Under the First General Revaluation of Property in Northern Ireland (1936–57), the rateable value was increased to £8 and 5 shillings, and the building was recorded as leased to a Ms Margaret McAllister by Messrs Joseph and William Cameron, the occupants of the adjoining No. 105. McAllister vacated the property around 1947, when a Mr John Thompson took possession. Thompson purchased the house outright around 1961 and continued to reside there at least until the end of the Second General Revaluation (1956–72), by which time the total rateable value stood at £15.

In 1972, the Ulster Architectural Heritage Society's guide to North Antrim described the buildings along Main Street in Bushmills in the following general terms: "A well-scaled street. Many good doorways and shopfronts remain, although there is the usual profusion of signs. While no building apart from the former Courthouse is worthy of individual mention, the unity of the street frontages must be maintained."

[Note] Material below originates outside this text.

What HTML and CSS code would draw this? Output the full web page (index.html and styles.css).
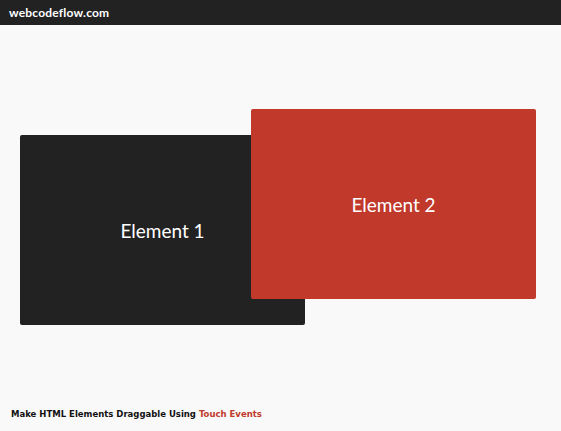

No. 107 Main Street was listed in 1980 and subsequently included in the Bushmills Conservation Area, which was designated in 1992 to preserve the built heritage of a village that possesses the highest number of listed buildings in the northeast of Northern Ireland. Around 1982, the building underwent a renovation that included the renewal of its roof, the installation of new windows throughout, and the addition of the current rear return.

Setting

The property sits within a terraced row of similar-scaled buildings on the west side of Main Street, with views northward towards the Market Square. The street runs parallel to the Bush River. The building retains its modest proportions and contributes to the architectural unity and historical character of the Bushmills Conservation Area, notwithstanding the alterations to its original front openings and the later rear extension.